* _GIVEN INFORMATION_:
** BEGIN **

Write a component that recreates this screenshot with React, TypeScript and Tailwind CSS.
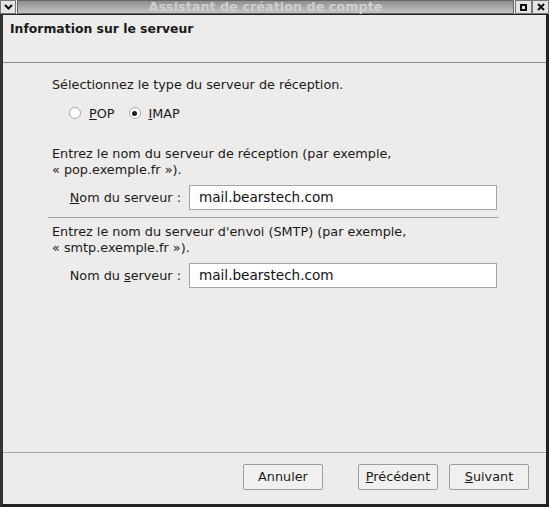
import React from 'react';

const font = { fontFamily: '"DejaVu Sans", "Liberation Sans", sans-serif' };

const Radio = ({ checked }: { checked?: boolean }) => (
  <span className="w-[12px] h-[12px] rounded-full border border-[#a8a8a8] bg-white flex items-center justify-center">
    {checked && <span className="w-[5px] h-[5px] rounded-full bg-[#1a1a1a]"></span>}
  </span>
);

const Field = ({ label }: { label: React.ReactNode }) => (
  <div className="flex items-center h-[25px] mt-[7px]">
    <div className="w-[137px] text-right pr-[8px] text-[12.8px] text-[#1a1a1a] whitespace-nowrap">{label}</div>
    <div className="w-[308px] h-[25px] bg-white border border-[#a5a5a0] flex items-center pl-[9px] text-[13.6px] text-[#111]">
      mail.bearstech.com
    </div>
  </div>
);

const Btn = ({ children, className = '' }: { children: React.ReactNode; className?: string }) => (
  <button className={`w-[80px] h-[26px] bg-[#f1f0ef] border border-[#9f9e9b] rounded-[2px] text-[12.8px] text-[#1a1a1a] flex items-center justify-center ${className}`}>
    {children}
  </button>
);

export default function App() {
  return (
    <div className="w-[549px] h-[507px] bg-[#edeceb] flex flex-col overflow-hidden" style={font}>
      {/* Title bar */}
      <div className="h-[15px] flex bg-[#ededed] border-b border-[#222]">
        <div className="w-[16px] h-[14px] border border-[#777] bg-[#e4e4e4] flex items-center justify-center">
          <svg width="9" height="6" viewBox="0 0 9 6">
            <path d="M1 1 L4.5 4.5 L8 1" stroke="#111" strokeWidth="2" fill="none" />
          </svg>
        </div>
        <div className="flex-1 ml-[1px] bg-gradient-to-b from-[#8f8f8f] to-[#c4c4c4] flex items-center justify-center border border-[#666]">
          <span className="text-[12.8px] font-bold text-[#cfcfcf] leading-none">Assistant de création de compte</span>
        </div>
        <div className="w-[17px] h-[14px] border border-[#777] bg-[#e4e4e4] flex items-center justify-center ml-[1px]">
          <span className="w-[7px] h-[7px] border-2 border-[#111]"></span>
        </div>
        <div className="w-[17px] h-[14px] border border-[#777] bg-[#e4e4e4] flex items-center justify-center">
          <svg width="8" height="8" viewBox="0 0 8 8">
            <path d="M1 1 L7 7 M7 1 L1 7" stroke="#111" strokeWidth="2" />
          </svg>
        </div>
      </div>

      {/* Window body */}
      <div className="flex-1 flex flex-col border-l-[3px] border-l-[#333] border-r-[3px] border-r-[#222] border-b-[3px] border-b-[#222]">
        <div className="h-[48px] border-b border-[#8e8d8a] pl-[7px] pt-[5px]">
          <div className="text-[12.4px] font-bold text-[#1a1a1a]">Information sur le serveur</div>
        </div>

        <div className="flex-1 pl-[49px] pr-[44px] pt-[12px] text-[12.8px] text-[#1a1a1a]">
          <div>Sélectionnez le type du serveur de réception.</div>
          <div className="flex items-center mt-[10px] ml-[17px] gap-[8px] h-[18px]">
            <Radio />
            <span className="mr-[6px]"><span className="underline">P</span>OP</span>
            <Radio checked />
            <span><span className="underline">I</span>MAP</span>
          </div>

          <div className="mt-[24px] leading-[16px]">
            <div>Entrez le nom du serveur de réception (par exemple,</div>
            <div>« pop.exemple.fr »).</div>
          </div>
          <Field label={<><span className="underline">N</span>om du serveur :</>} />

          <div className="h-px bg-[#a8a7a4] mt-[7px] -ml-[4px] w-[451px]"></div>

          <div className="mt-[6px] leading-[16px]">
            <div>Entrez le nom du serveur d'envoi (SMTP) (par exemple,</div>
            <div>« smtp.exemple.fr »).</div>
          </div>
          <Field label={<>Nom du <span className="underline">s</span>erveur :</>} />
        </div>

        <div className="h-[52px] border-t border-[#a8a7a4] flex items-start justify-end pt-[11px] pr-[17px]">
          <Btn>Annuler</Btn>
          <Btn className="ml-[35px]"><span><span className="underline">P</span>récédent</span></Btn>
          <Btn className="ml-[11px]"><span><span className="underline">S</span>uivant</span></Btn>
        </div>
      </div>
    </div>
  );
}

** END **

* _TASK DESCRIPTION_: Without the pictures, output the full listing exactly as it stands.

* _ANSWER TO THE TASK_:
Write a component that recreates this screenshot with React, TypeScript and Tailwind CSS.
import React from 'react';

const font = { fontFamily: '"DejaVu Sans", "Liberation Sans", sans-serif' };

const Radio = ({ checked }: { checked?: boolean }) => (
  <span className="w-[12px] h-[12px] rounded-full border border-[#a8a8a8] bg-white flex items-center justify-center">
    {checked && <span className="w-[5px] h-[5px] rounded-full bg-[#1a1a1a]"></span>}
  </span>
);

const Field = ({ label }: { label: React.ReactNode }) => (
  <div className="flex items-center h-[25px] mt-[7px]">
    <div className="w-[137px] text-right pr-[8px] text-[12.8px] text-[#1a1a1a] whitespace-nowrap">{label}</div>
    <div className="w-[308px] h-[25px] bg-white border border-[#a5a5a0] flex items-center pl-[9px] text-[13.6px] text-[#111]">
      mail.bearstech.com
    </div>
  </div>
);

const Btn = ({ children, className = '' }: { children: React.ReactNode; className?: string }) => (
  <button className={`w-[80px] h-[26px] bg-[#f1f0ef] border border-[#9f9e9b] rounded-[2px] text-[12.8px] text-[#1a1a1a] flex items-center justify-center ${className}`}>
    {children}
  </button>
);

export default function App() {
  return (
    <div className="w-[549px] h-[507px] bg-[#edeceb] flex flex-col overflow-hidden" style={font}>
      {/* Title bar */}
      <div className="h-[15px] flex bg-[#ededed] border-b border-[#222]">
        <div className="w-[16px] h-[14px] border border-[#777] bg-[#e4e4e4] flex items-center justify-center">
          <svg width="9" height="6" viewBox="0 0 9 6">
            <path d="M1 1 L4.5 4.5 L8 1" stroke="#111" strokeWidth="2" fill="none" />
          </svg>
        </div>
        <div className="flex-1 ml-[1px] bg-gradient-to-b from-[#8f8f8f] to-[#c4c4c4] flex items-center justify-center border border-[#666]">
          <span className="text-[12.8px] font-bold text-[#cfcfcf] leading-none">Assistant de création de compte</span>
        </div>
        <div className="w-[17px] h-[14px] border border-[#777] bg-[#e4e4e4] flex items-center justify-center ml-[1px]">
          <span className="w-[7px] h-[7px] border-2 border-[#111]"></span>
        </div>
        <div className="w-[17px] h-[14px] border border-[#777] bg-[#e4e4e4] flex items-center justify-center">
          <svg width="8" height="8" viewBox="0 0 8 8">
            <path d="M1 1 L7 7 M7 1 L1 7" stroke="#111" strokeWidth="2" />
          </svg>
        </div>
      </div>

      {/* Window body */}
      <div className="flex-1 flex flex-col border-l-[3px] border-l-[#333] border-r-[3px] border-r-[#222] border-b-[3px] border-b-[#222]">
        <div className="h-[48px] border-b border-[#8e8d8a] pl-[7px] pt-[5px]">
          <div className="text-[12.4px] font-bold text-[#1a1a1a]">Information sur le serveur</div>
        </div>

        <div className="flex-1 pl-[49px] pr-[44px] pt-[12px] text-[12.8px] text-[#1a1a1a]">
          <div>Sélectionnez le type du serveur de réception.</div>
          <div className="flex items-center mt-[10px] ml-[17px] gap-[8px] h-[18px]">
            <Radio />
            <span className="mr-[6px]"><span className="underline">P</span>OP</span>
            <Radio checked />
            <span><span className="underline">I</span>MAP</span>
          </div>

          <div className="mt-[24px] leading-[16px]">
            <div>Entrez le nom du serveur de réception (par exemple,</div>
            <div>« pop.exemple.fr »).</div>
          </div>
          <Field label={<><span className="underline">N</span>om du serveur :</>} />

          <div className="h-px bg-[#a8a7a4] mt-[7px] -ml-[4px] w-[451px]"></div>

          <div className="mt-[6px] leading-[16px]">
            <div>Entrez le nom du serveur d'envoi (SMTP) (par exemple,</div>
            <div>« smtp.exemple.fr »).</div>
          </div>
          <Field label={<>Nom du <span className="underline">s</span>erveur :</>} />
        </div>

        <div className="h-[52px] border-t border-[#a8a7a4] flex items-start justify-end pt-[11px] pr-[17px]">
          <Btn>Annuler</Btn>
          <Btn className="ml-[35px]"><span><span className="underline">P</span>récédent</span></Btn>
          <Btn className="ml-[11px]"><span><span className="underline">S</span>uivant</span></Btn>
        </div>
      </div>
    </div>
  );
}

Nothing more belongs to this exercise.